It's not a matter of fear, it's a matter of maintaining the security of your computer network and all hardware in the organizations inventory.
Any organization that cares about the health of their computers will monitor everything.
It's really trivial in the 24th century to have your own PC hardware given that it's the land of abundance and everybody can have whatever they want.
Security Chiefs aren't ensured/guranteed, they're abiding by a honor system to not violate information security for personal gains. But you saw what happened with Crazy Admirals that go rogue, or guys like Michael Eddington or Commodore Oh who have alterior motives. People will violate information privilege once they have their own personal motives to gain.
That may be the vast majority, but it's not a gurantee on everybody.
There can and always be a threat of rogue officers in StarFleet or any other organization.
That's just the nature of dealing with people and the ability to turn against you for whatever motive they believe to justify their actions.
Making something robust can mean dumbing it down.

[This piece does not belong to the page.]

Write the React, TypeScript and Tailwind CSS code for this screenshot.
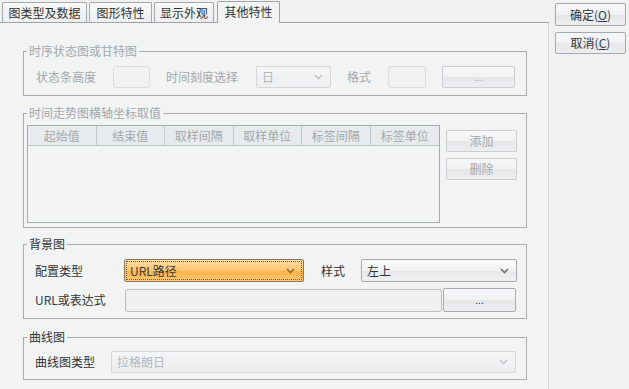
import React from "react"

const FONT = "font-['Noto_Sans_CJK_SC','Liberation_Sans',sans-serif]"
const DIS = "text-[#a4a8ac]"
const ON = "text-[#333]"

function Chevron({ color = "#6f7478" }: { color?: string }) {
  return (
    <svg width="9" height="6" viewBox="0 0 9 6" className="shrink-0">
      <path d="M1 1 L4.5 4.5 L8 1" fill="none" stroke={color} strokeWidth="1.6" />
    </svg>
  )
}

function Btn({ label, w, h = 22, disabled, className = "" }: { label: React.ReactNode; w: number; h?: number; disabled?: boolean; className?: string }) {
  return (
    <div
      className={`flex items-center justify-center rounded-[2px] border text-[12px] leading-none ${
        disabled ? "border-[#c9ced2] text-[#a4a8ac]" : "border-[#a3a9ae] text-[#333]"
      } bg-[linear-gradient(#f6f7f8,#f0f1f2_50%,#e4e6e8_51%,#eceef0)] ${className}`}
      style={{ width: w, height: h }}
    >
      {label}
    </div>
  )
}

function Select({ text, w, h = 22, disabled, className = "" }: { text: string; w: number; h?: number; disabled?: boolean; className?: string }) {
  return (
    <div
      className={`flex items-center justify-between rounded-[2px] border pl-[5px] pr-[7px] text-[12px] leading-none ${
        disabled ? "border-[#d3d7da] text-[#b2b6ba] bg-[linear-gradient(#f4f5f6,#eceef0)]" : "border-[#a3a9ae] text-[#333] bg-[linear-gradient(#f9fafa,#f1f2f3_50%,#e6e8ea_51%,#eef0f1)]"
      } ${className}`}
      style={{ width: w, height: h }}
    >
      <span>{text}</span>
      <Chevron color={disabled ? "#c2c6c9" : "#6a6f73"} />
    </div>
  )
}

function Input({ w, h = 22, disabled, className = "" }: { w: number; h?: number; disabled?: boolean; className?: string }) {
  return (
    <div
      className={`rounded-[3px] border ${disabled ? "border-[#d9dcde] bg-[#f0f1f1]" : "border-[#b7bdc1] bg-[#eff1f1]"} ${className}`}
      style={{ width: w, height: h }}
    />
  )
}

function Group({ title, disabled, className = "", children }: { title: string; disabled?: boolean; className?: string; children: React.ReactNode }) {
  return (
    <fieldset className={`ml-[23px] w-[504px] border border-[#a9adb0] ${className}`}>
      <legend className={`ml-[3px] px-[2px] text-[12px] leading-[12px] ${disabled ? DIS : ON}`}>{title}</legend>
      {children}
    </fieldset>
  )
}

const cols = ["起始值", "结束值", "取样间隔", "取样单位", "标签间隔", "标签单位"]

export default function App() {
  return (
    <div className={`flex h-[389px] w-[629px] overflow-hidden bg-[#f0f1f1] ${FONT}`}>
      {/* left: tabs + panel */}
      <div className="flex w-[549px] flex-col bg-[#f2f3f3]">
        <div className="flex h-[23px] items-end gap-[2px] border-b border-[#9ea4a9] bg-[#f0f1f1] pl-[2px]">
          {[
            ["图类型及数据", 85],
            ["图形特性", 63],
            ["显示外观", 60],
          ].map(([t, w]) => (
            <div
              key={t as string}
              className="flex h-[20px] items-center justify-center rounded-t-[2px] border border-b-0 border-[#a3a9ae] bg-[linear-gradient(#f7f8f8,#eceef0)] text-[12px] leading-none text-[#333]"
              style={{ width: w as number }}
            >
              {t}
            </div>
          ))}
          <div className="relative -mb-px ml-px flex h-[22px] w-[63px] items-center justify-center rounded-t-[2px] border border-b-0 border-[#9ea4a9] bg-[#f2f3f3] pb-[2px] text-[12px] leading-none text-[#333]">
            其他特性
          </div>
        </div>

        <div className="flex flex-1 flex-col border-r border-[#d8dbdd]">
          <Group title="时序状态图或甘特图" disabled className="mt-[22px]">
            <div className="flex items-center pb-[7px] pl-[12px] pt-[9px] text-[12px] leading-none">
              <span className={`w-[60px] ${DIS}`}>状态条高度</span>
              <Input w={37} disabled className="ml-[17px]" />
              <span className={`ml-[16px] w-[72px] ${DIS}`}>时间刻度选择</span>
              <Select text="日" w={75} disabled className="ml-[18px]" />
              <span className={`ml-[16px] w-[24px] ${DIS}`}>格式</span>
              <Input w={38} disabled className="ml-[17px]" />
              <Btn label={<span className="text-[10px]">...</span>} w={73} disabled className="ml-[16px]" />
            </div>
          </Group>

          <Group title="时间走势图横轴坐标取值" disabled className="mt-[11px]">
            <div className="flex pb-[4px] pl-[3px] pt-[6px]">
              <div className="flex h-[98px] w-[413px] flex-col border border-[#a3abb0]">
                <div className="grid h-[20px] grid-cols-6 border-b border-[#bcc3c7] bg-[#e7ebed]">
                  {cols.map((c, i) => (
                    <div
                      key={c}
                      className={`flex items-center justify-center text-[12px] leading-none ${DIS} ${i < 5 ? "border-r border-[#c3c9cd]" : ""}`}
                    >
                      {c}
                    </div>
                  ))}
                </div>
                <div className="flex-1 bg-[#f2f3f3]" />
              </div>
              <div className="ml-[6px] mt-[5px] flex flex-col gap-[6px]">
                <Btn label="添加" w={71} disabled />
                <Btn label="删除" w={71} disabled />
              </div>
            </div>
          </Group>

          <Group title="背景图" className="mt-[10px]">
            <div className="flex flex-col gap-[6px] pb-[6px] pl-[11px] pt-[9px] text-[12px] leading-none">
              <div className="flex items-center">
                <span className={`w-[48px] ${ON}`}>配置类型</span>
                <div className="ml-[41px] flex h-[23px] w-[180px] items-center rounded-[2px] border border-[#8c7a62] bg-[linear-gradient(#ffdca8,#ffc66e_50%,#ffb347_55%,#ffc878)] p-[1px]">
                  <div className="flex h-full w-full items-center justify-between border border-dotted border-[#6e5a3e] pl-[3px] pr-[6px]">
                    <span className="text-[#3b3b3b]">URL路径</span>
                    <Chevron color="#8a6a3c" />
                  </div>
                </div>
                <span className={`ml-[17px] w-[24px] ${ON}`}>样式</span>
                <Select text="左上" w={156} h={23} className="ml-[16px]" />
              </div>
              <div className="flex items-center">
                <span className={`w-[72px] ${ON}`}>
                  <span className="text-[#2f3e55]">URL</span>或表达式
                </span>
                <Input w={317} h={23} className="ml-[18px] mt-px" />
                <Btn label={<span className="text-[10px]">...</span>} w={73} h={24} className="ml-[1px]" />
              </div>
            </div>
          </Group>

          <Group title="曲线图" className="mt-[12px]">
            <div className="flex items-center pb-[6px] pl-[11px] pt-[8px] text-[12px] leading-none">
              <span className={`w-[60px] ${ON}`}>曲线图类型</span>
              <Select text="拉格朗日" w={405} disabled className="ml-[16px]" />
            </div>
          </Group>
        </div>
      </div>

      {/* right: dialog buttons */}
      <div className="flex flex-col gap-[6px] pl-[6px] pt-[3px]">
        <Btn
          w={71}
          h={23}
          label={
            <span>
              确定<span className="text-[#2f3e55]">(<span className="underline">O</span>)</span>
            </span>
          }
          className="border-[#9aa1a7] bg-[linear-gradient(#f5f6f7,#eceef0_50%,#dfe2e5_51%,#e8eaec)]"
        />
        <Btn
          w={71}
          h={22}
          label={
            <span>
              取消<span className="text-[#2f3e55]">(<span className="underline">C</span>)</span>
            </span>
          }
          className="border-[#9aa1a7] bg-[linear-gradient(#f5f6f7,#eceef0_50%,#dfe2e5_51%,#e8eaec)]"
        />
      </div>
    </div>
  )
}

Now today’s el cheapo flip phones are more capable than yesterday’s.
Ironically, it wasn’t that long ago that they space-rated the 486 chip.
Early computer chips were simple, and that made them resilient. They were in our sats exposed to vacuum where the Vostok shell—still being made by the way—was pressurized.
New fast chips talked to a handful of older, slower but larger computers on Earth. But computers Earthside didn’t have to be space rated as vacuum proof and heat resistant.
Often, you want older tech in space.
I always find it funny how 21st century Flash Lights are better than whatever crappy Flash Lights the art department rigs up.
They never seem to use the latest and greatest, even on DISCO.
There shouldn't be any real darkness, everything should be well lit.
Limitations of filming though - you want to SHOW that the crew are using flashlights, but a brilliant 700+ lumen light will be just whiting out the camera every time it sweeps across it.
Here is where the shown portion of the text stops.